> [Set problem]: How many lines hold the string "full"? Reply with the number alone.

> [Collected material]:
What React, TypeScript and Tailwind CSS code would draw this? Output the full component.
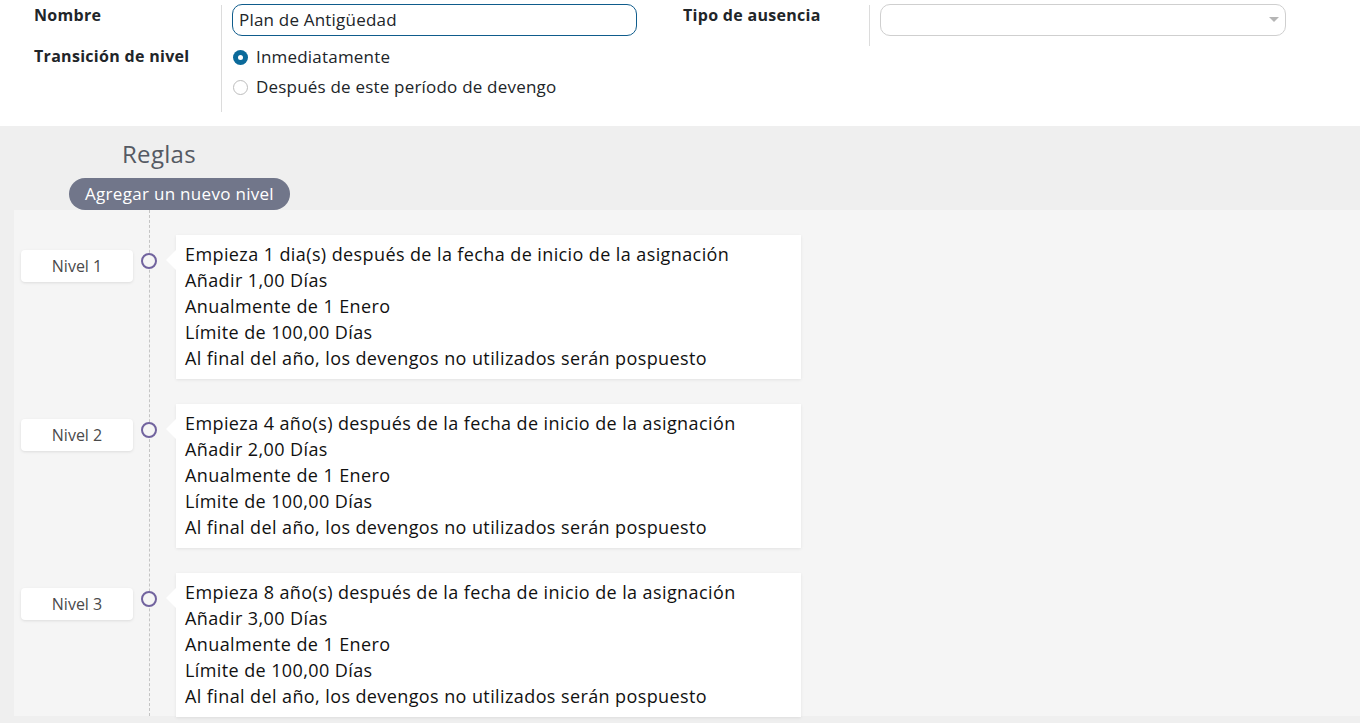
import React from 'react';

const levels = [
  { name: 'Nivel 1', start: 'Empieza 1 dia(s) después de la fecha de inicio de la asignación', add: 'Añadir 1,00 Días' },
  { name: 'Nivel 2', start: 'Empieza 4 año(s) después de la fecha de inicio de la asignación', add: 'Añadir 2,00 Días' },
  { name: 'Nivel 3', start: 'Empieza 8 año(s) después de la fecha de inicio de la asignación', add: 'Añadir 3,00 Días' },
];

function Radio({ checked, label }: { checked?: boolean; label: string }) {
  return (
    <label className="flex items-center gap-[8px] h-[30px]">
      {checked ? (
        <span className="w-[15px] h-[15px] rounded-full bg-[#0b6a9a] flex items-center justify-center">
          <span className="w-[5px] h-[5px] rounded-full bg-white" />
        </span>
      ) : (
        <span className="w-[15px] h-[15px] rounded-full border border-[#bdbdbd] bg-white" />
      )}
      <span className="text-[17px] tracking-[0.2px] text-[#212529]">{label}</span>
    </label>
  );
}

export default function App() {
  return (
    <div className="w-[1360px] h-[723px] overflow-hidden bg-[#efefef] font-['Open_Sans',sans-serif]">
      {/* Header form */}
      <div className="bg-white h-[126px] flex">
        <div className="flex w-[650px]">
          <div className="w-[221px] pl-[34px] pt-[3px] text-[16px] tracking-[0.3px] font-bold text-[#212529]">
            <div className="h-[24px] leading-[24px]">Nombre</div>
            <div className="h-[24px] leading-[24px] mt-[17px]">Transición de nivel</div>
          </div>
          <div className="border-l border-[#dcdcdc] my-[5px] mb-[14px] pl-[10px]">
            <div className="w-[405px] h-[32px] -mt-[1px] border border-[#0f5c8c] rounded-[10px] px-[6px] flex items-center text-[17px] tracking-[0.2px] text-[#212529]">
              Plan de Antigüedad
            </div>
            <div className="pl-[1px] mt-[6px]">
              <Radio checked label="Inmediatamente" />
              <Radio label="Después de este período de devengo" />
            </div>
          </div>
        </div>
        <div className="flex ml-[33px]">
          <div className="w-[186px] pt-[3px] text-[16px] tracking-[0.3px] font-bold text-[#212529]">
            <div className="h-[24px] leading-[24px]">Tipo de ausencia</div>
          </div>
          <div className="border-l border-[#dcdcdc] mt-[5px] h-[41px] pl-[10px]">
            <div className="w-[406px] h-[32px] -mt-[1px] border border-[#cfcfcf] rounded-[10px] flex items-center justify-end pr-[6px]">
              <svg width="10" height="6" viewBox="0 0 10 6"><path d="M0 0h10L5 5z" fill="#b5b5b5" /></svg>
            </div>
          </div>
        </div>
      </div>

      {/* Reglas */}
      <div className="relative">
        <div className="pl-[122px] pt-[14px] h-[52px] text-[24px] tracking-[0.3px] text-[#555a63] leading-[28px]">Reglas</div>
        <div className="pl-[69px]">
          <button className="h-[32px] px-[16px] rounded-full bg-[#71768a] text-white text-[17px] tracking-[0.3px] font-medium">
            Agregar un nuevo nivel
          </button>
        </div>
        <div className="ml-[14px] bg-[#f5f5f5] h-[506px] relative">
          <div className="absolute left-[135px] top-0 bottom-0 border-l border-dashed border-[#c4c4c4]" />
          <div className="pt-[25px] flex flex-col gap-[25px]">
            {levels.map((l) => (
              <div key={l.name} className="flex items-start">
                <div className="w-[112px] h-[32px] ml-[7px] mt-[15px] bg-white rounded-[4px] shadow-[0_1px_3px_rgba(0,0,0,0.1)] flex items-center justify-center text-[16px] text-[#4a4a4a]">
                  {l.name}
                </div>
                <div className="relative ml-[8px] mt-[18px] w-[16px] h-[16px] rounded-full border-2 border-[#71639e] bg-[#f5f5f5]" />
                <div className="relative ml-[19px] w-[625px] h-[144px] bg-white shadow-[0_1px_3px_rgba(0,0,0,0.08)] px-[9px] py-[6px] text-[18px] tracking-[0.4px] leading-[26px] text-[#111]">
                  <div className="absolute -left-[10px] top-[15px] w-0 h-0 border-y-[10px] border-y-transparent border-r-[10px] border-r-white" />
                  <div>{l.start}</div>
                  <div>{l.add}</div>
                  <div>Anualmente de 1 Enero</div>
                  <div>Límite de 100,00 Días</div>
                  <div>Al final del año, los devengos no utilizados serán pospuesto</div>
                </div>
              </div>
            ))}
          </div>
        </div>
      </div>
    </div>
  );
}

> [Result of this task]: 6